Total accusé de partager ses revenus du gaz avec les militaires birmans

L'entreprise Moattama Gas Transportation Company (MGTC) est propriétaire du gazoduc exploité par l'industriel français qui relie le champ gazier de Yadana. Or, celle-ci est domiciliée aux Bermudes, aux dépens de l'Etat birman. Elle aurait généré 523 millions de dollars de chiffre d'affaires en 2019, selon Le Monde.
(Crédits : Sarah Meyssonnier)

Un montage financier autour d'un gazoduc exploité par Total en Birmanie aurait permis de diriger depuis des années des centaines de millions de dollars des ventes de gaz directement vers les militaires de ce pays, au détriment de l'Etat birman, selon le journal Le Monde qui cite mardi plusieurs documents.

Total n'avait pas donné suite aux sollicitations de l'AFP mardi en milieu de journée.

L'entreprise en cause, Moattama Gas Transportation Company (MGTC), est propriétaire du gazoduc reliant le champ gazier de Yadana, au large des côtes birmanes, à la Thaïlande. Elle a été créée en 1994, lors de la mise en place du projet gazier, et est domiciliée aux Bermudes. Ses actionnaires sont les mêmes que ceux de l'entreprise exploitant le gisement, en particulier Total (31%) et la Myanmar Oil and Gas Enterprise (MOGE, 15%, contrôlée par l'armée birmane).

523 millions de dollars de chiffre d'affaires

Or, selon le quotidien, qui a consulté les comptes et audits de MGTC, cette entreprise facture "à un prix jugé exorbitant" le transport du gaz, généralement moins taxé que la production, ce qui permettrait de réduire le montant des royalties versées à l'Etat birman.

Ce montage permettrait à l'armée, via la MOGE, de toucher directement des dividendes sur l'activité de transport, qui affichait en 2019 un chiffre d'affaires de 523 millions de dollars pour seulement 11 millions de charges.

Le Monde, qui a interrogé plusieurs experts, évoque une forme d'"optimisation fiscale" pour les actionnaires de MGTC, aux dépens de l'Etat birman.

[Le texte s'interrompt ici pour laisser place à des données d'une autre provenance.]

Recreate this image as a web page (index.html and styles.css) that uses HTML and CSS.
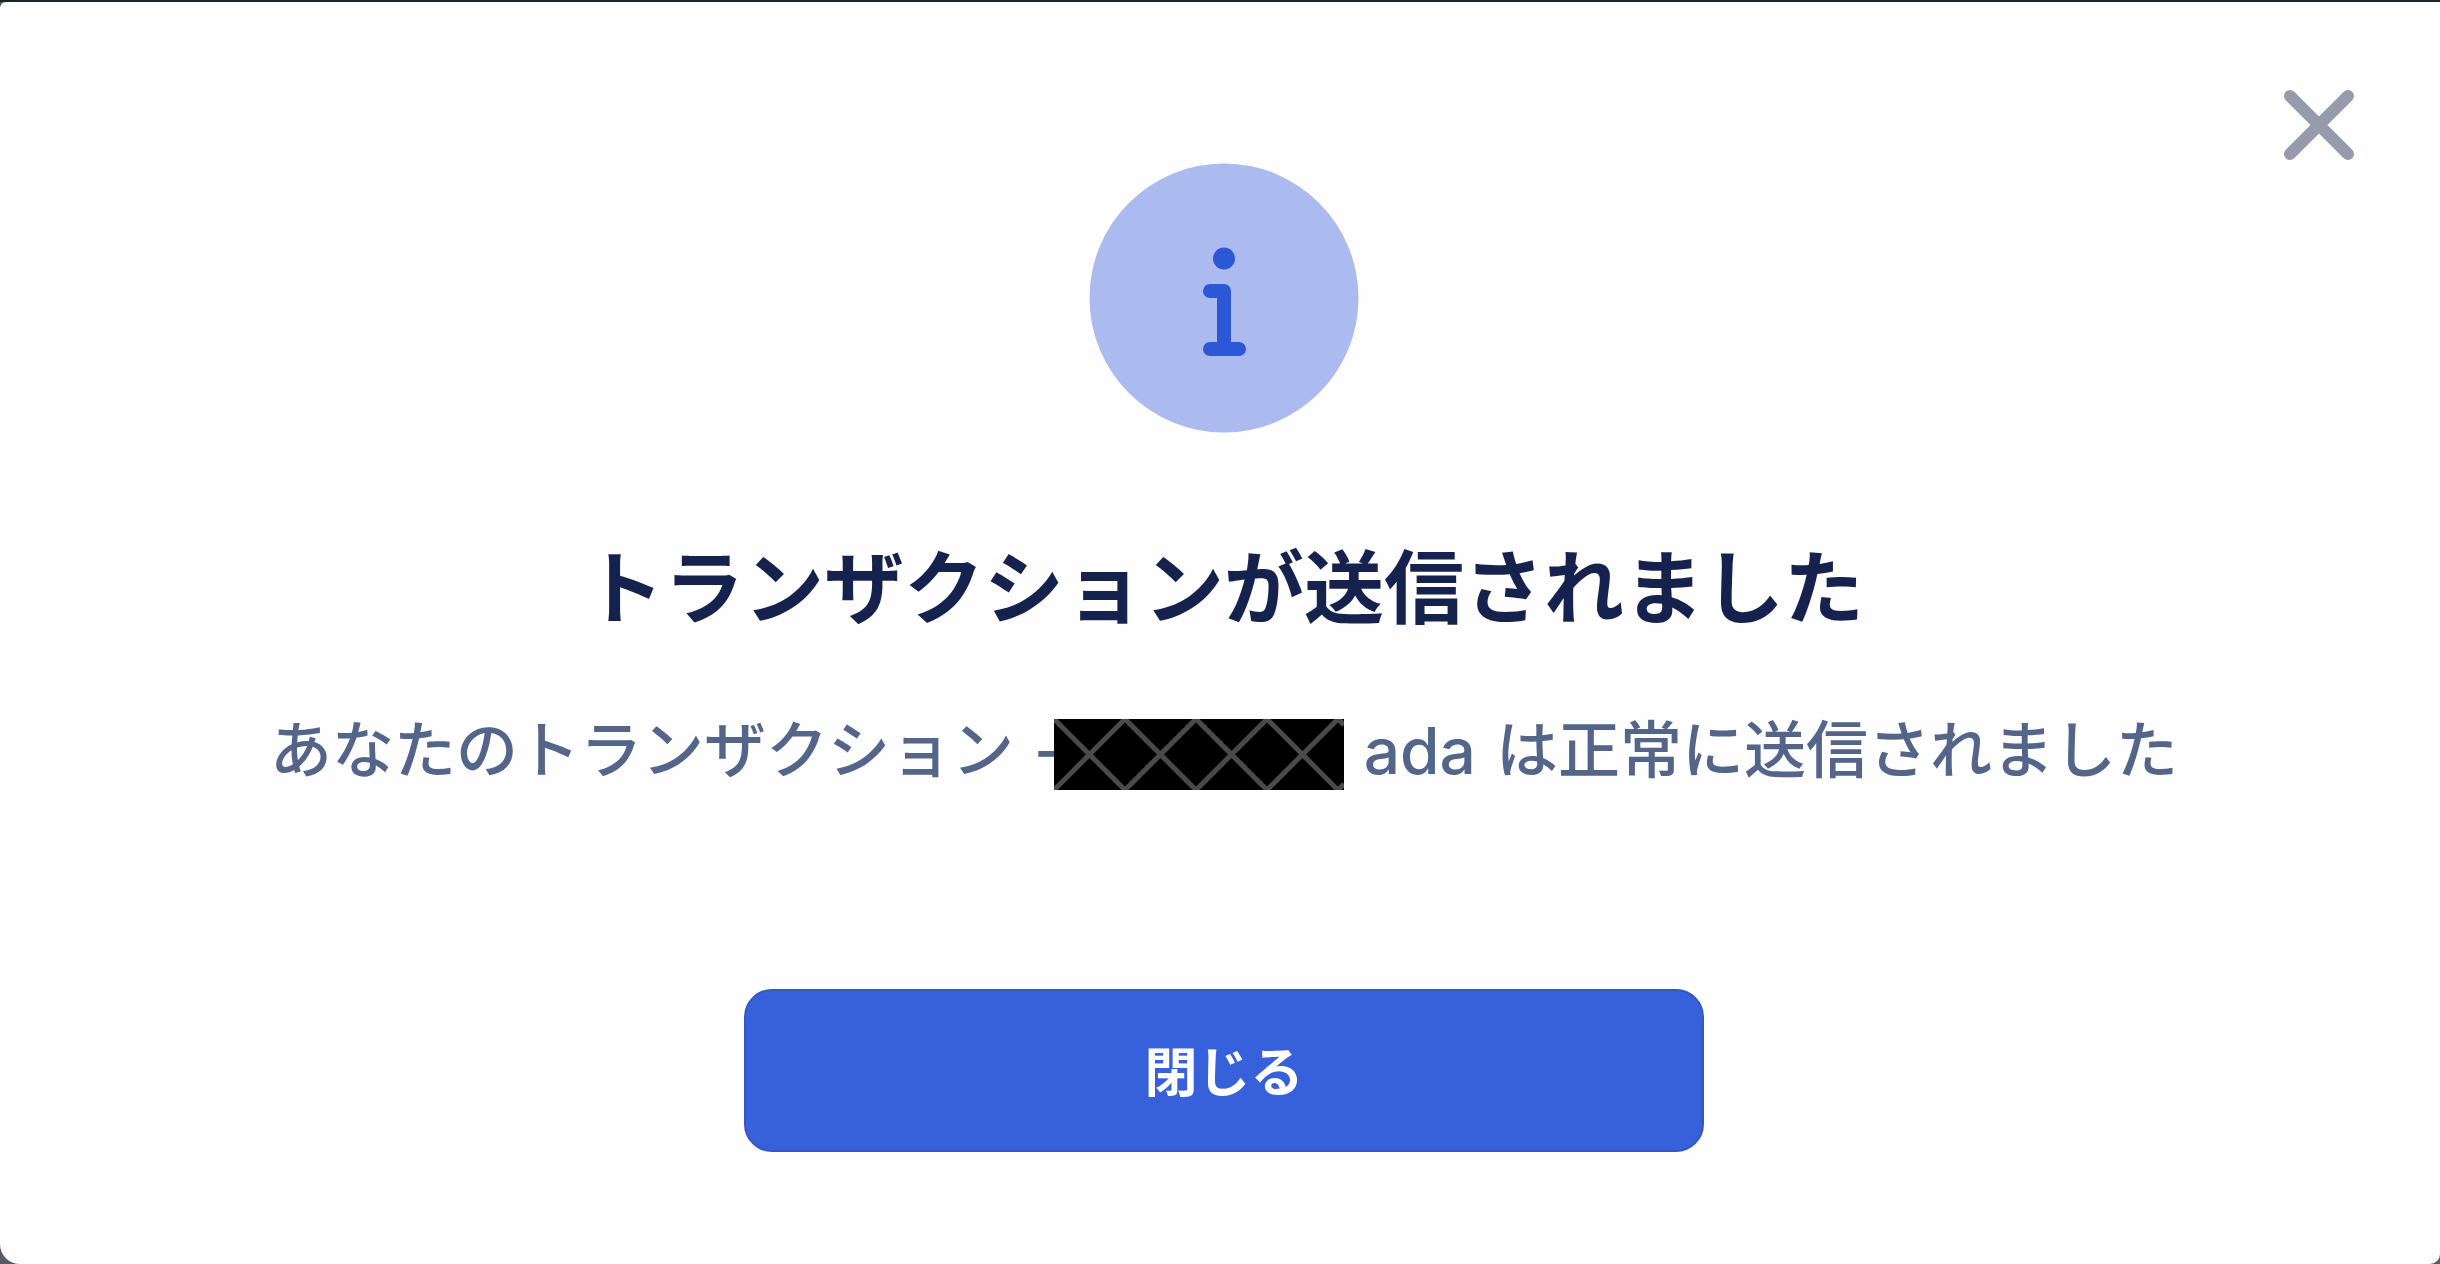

"Nous ne connaissons pas les raisons précises ayant conduit le choix de domicilier MGTC aux Bermudes il y a 30 ans", souligne-t-on chez Total auprès du Monde. Total y ajoute qu'aujourd'hui le groupe "ne domicilie plus aucune filiale nouvelle dans les paradis fiscaux".

Le groupe pétrolier est présent en Birmanie depuis 1992, et depuis le coup d'Etat militaire de février, les militants pro-démocratie le pressent de nouveau de "cesser de financer la junte".

Son PDG a indiqué en avril qu'il suspendait ses forages dans le pays mais qu'il continuait à exploiter le gisement de Yadana, en activité depuis 1998, pour approvisionner en énergie les populations birmanes et thaïlandaises. Il s'est aussi engagé à financer des ONG consacrées à la défense des droits humains à hauteur de ce qu'il verse à l'Etat birman.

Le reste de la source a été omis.